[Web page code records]
********

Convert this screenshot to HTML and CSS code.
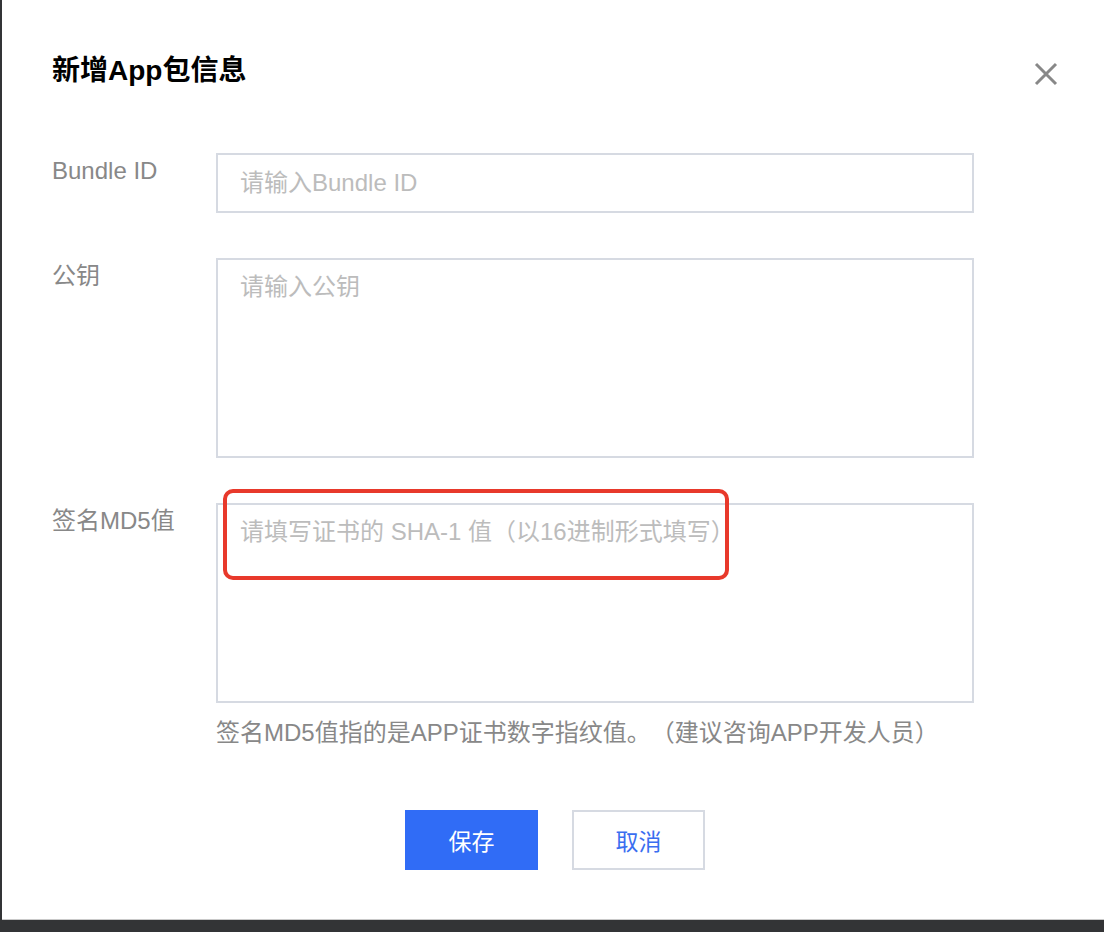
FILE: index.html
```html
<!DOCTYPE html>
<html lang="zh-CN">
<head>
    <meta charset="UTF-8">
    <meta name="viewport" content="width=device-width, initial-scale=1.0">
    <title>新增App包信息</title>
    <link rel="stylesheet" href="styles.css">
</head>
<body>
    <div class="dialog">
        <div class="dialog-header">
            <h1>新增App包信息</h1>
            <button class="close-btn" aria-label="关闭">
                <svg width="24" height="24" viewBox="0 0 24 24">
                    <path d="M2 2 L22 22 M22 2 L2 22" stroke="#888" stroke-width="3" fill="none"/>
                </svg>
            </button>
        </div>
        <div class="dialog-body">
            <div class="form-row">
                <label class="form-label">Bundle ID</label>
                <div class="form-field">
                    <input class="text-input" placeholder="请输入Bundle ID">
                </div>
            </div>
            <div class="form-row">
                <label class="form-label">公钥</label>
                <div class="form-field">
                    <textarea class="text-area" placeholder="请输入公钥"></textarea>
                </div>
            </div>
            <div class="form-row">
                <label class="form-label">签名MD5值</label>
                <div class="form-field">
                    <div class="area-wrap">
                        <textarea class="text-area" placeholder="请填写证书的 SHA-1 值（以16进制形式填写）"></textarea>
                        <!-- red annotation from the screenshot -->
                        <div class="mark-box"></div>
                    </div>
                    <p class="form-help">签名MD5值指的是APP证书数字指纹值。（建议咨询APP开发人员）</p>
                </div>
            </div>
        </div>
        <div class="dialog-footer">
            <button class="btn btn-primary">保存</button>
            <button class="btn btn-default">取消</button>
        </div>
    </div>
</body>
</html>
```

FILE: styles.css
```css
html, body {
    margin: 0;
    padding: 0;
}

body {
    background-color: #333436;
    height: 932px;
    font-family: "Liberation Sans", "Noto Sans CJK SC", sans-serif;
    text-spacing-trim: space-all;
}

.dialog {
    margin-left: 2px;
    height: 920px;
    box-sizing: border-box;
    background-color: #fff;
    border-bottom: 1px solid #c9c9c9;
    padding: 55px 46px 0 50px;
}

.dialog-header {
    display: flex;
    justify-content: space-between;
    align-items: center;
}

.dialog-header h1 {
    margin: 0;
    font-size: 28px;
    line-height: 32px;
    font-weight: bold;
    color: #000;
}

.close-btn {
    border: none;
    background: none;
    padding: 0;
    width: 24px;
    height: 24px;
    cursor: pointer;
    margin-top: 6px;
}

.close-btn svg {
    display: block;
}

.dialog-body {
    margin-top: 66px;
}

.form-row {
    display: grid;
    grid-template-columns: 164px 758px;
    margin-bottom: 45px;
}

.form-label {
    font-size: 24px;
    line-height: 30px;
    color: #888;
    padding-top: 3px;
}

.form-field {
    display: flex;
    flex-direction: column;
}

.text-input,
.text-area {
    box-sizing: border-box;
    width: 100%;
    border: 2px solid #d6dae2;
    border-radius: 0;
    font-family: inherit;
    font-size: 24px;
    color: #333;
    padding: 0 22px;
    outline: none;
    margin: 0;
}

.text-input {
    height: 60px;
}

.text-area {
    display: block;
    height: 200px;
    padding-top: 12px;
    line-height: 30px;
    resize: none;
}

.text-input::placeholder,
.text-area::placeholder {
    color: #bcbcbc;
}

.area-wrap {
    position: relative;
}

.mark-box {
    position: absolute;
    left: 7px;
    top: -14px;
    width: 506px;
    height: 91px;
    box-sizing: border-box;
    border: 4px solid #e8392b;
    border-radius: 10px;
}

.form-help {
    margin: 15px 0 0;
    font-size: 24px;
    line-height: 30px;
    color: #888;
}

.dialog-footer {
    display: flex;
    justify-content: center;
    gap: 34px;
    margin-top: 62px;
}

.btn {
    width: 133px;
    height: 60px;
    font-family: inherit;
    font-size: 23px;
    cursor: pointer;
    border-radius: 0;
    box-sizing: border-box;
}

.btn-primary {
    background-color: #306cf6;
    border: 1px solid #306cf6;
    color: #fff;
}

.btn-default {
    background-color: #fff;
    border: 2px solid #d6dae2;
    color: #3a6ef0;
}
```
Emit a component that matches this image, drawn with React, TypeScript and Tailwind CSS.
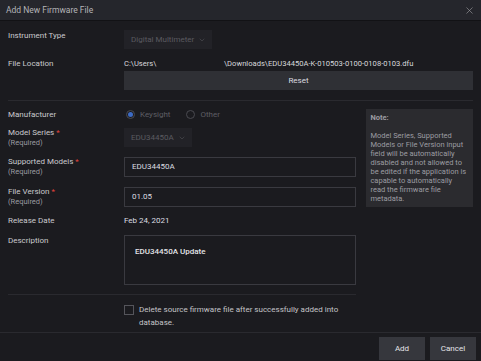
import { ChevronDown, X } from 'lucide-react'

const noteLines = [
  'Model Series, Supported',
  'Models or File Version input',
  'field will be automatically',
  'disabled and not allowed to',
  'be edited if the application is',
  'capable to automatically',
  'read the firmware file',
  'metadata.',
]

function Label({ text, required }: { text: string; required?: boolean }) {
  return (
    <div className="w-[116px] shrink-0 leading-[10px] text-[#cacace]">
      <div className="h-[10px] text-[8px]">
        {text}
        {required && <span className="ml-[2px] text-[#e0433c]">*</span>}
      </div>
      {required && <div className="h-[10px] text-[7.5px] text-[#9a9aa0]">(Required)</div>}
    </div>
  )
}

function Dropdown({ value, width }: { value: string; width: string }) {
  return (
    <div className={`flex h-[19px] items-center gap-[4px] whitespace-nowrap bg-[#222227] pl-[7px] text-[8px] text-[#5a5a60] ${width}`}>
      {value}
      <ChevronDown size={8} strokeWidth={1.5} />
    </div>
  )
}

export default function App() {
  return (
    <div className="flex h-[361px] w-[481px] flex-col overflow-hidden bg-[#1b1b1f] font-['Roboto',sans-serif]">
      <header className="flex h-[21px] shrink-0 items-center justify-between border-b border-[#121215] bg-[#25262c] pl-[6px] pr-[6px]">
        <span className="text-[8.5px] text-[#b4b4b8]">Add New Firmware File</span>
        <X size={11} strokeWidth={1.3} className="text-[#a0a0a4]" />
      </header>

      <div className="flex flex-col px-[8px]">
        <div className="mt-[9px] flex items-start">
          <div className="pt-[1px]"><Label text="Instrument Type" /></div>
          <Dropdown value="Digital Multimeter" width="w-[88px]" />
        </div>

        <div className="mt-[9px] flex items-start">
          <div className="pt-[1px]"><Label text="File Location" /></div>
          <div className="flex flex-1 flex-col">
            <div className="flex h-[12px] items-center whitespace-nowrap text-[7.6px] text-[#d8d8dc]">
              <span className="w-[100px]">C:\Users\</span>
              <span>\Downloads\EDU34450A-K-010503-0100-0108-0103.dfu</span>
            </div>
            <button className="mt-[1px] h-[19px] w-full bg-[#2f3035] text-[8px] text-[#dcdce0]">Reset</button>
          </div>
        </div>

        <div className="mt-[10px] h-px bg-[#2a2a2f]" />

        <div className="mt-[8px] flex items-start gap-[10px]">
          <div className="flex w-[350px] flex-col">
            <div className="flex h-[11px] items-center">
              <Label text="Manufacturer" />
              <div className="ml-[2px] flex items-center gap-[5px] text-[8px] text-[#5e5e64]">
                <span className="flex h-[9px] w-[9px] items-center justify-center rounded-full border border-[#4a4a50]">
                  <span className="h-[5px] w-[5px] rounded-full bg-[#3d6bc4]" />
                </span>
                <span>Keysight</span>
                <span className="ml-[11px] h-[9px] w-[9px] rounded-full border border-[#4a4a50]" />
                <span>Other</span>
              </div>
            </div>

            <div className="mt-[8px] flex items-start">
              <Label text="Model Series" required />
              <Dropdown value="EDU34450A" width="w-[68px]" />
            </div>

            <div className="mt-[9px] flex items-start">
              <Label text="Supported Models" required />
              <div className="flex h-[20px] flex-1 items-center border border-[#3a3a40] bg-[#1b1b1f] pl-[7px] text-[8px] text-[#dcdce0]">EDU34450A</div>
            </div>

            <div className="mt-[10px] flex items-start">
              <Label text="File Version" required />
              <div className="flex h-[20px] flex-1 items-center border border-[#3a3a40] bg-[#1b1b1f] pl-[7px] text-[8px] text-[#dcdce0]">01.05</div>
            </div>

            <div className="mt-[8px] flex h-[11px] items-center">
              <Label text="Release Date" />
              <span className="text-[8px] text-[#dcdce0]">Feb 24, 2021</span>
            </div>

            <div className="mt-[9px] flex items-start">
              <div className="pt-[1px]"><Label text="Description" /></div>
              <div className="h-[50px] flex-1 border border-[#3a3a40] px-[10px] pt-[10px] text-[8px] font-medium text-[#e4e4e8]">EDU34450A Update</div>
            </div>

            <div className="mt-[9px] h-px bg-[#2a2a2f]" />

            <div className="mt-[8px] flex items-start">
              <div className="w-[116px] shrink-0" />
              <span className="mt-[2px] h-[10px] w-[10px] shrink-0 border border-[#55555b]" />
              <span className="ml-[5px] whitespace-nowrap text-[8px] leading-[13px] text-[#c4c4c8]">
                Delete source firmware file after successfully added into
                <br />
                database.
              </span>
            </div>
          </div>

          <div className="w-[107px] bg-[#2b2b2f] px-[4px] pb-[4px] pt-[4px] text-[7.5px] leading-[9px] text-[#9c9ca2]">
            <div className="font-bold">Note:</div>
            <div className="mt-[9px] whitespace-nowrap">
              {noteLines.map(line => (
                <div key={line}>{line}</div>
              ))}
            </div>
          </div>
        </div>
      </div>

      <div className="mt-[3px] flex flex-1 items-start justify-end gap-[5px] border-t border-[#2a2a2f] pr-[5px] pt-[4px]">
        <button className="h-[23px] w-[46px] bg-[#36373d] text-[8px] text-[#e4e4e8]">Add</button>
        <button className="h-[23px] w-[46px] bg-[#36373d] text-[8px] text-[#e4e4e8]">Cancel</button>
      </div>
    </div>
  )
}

********

* **WHAT IS NEEDED**:
List the lines that contain the word "screenshot".

* **SOLVED EXERCISE**:
Convert this screenshot to HTML and CSS code.
                        <!-- red annotation from the screenshot -->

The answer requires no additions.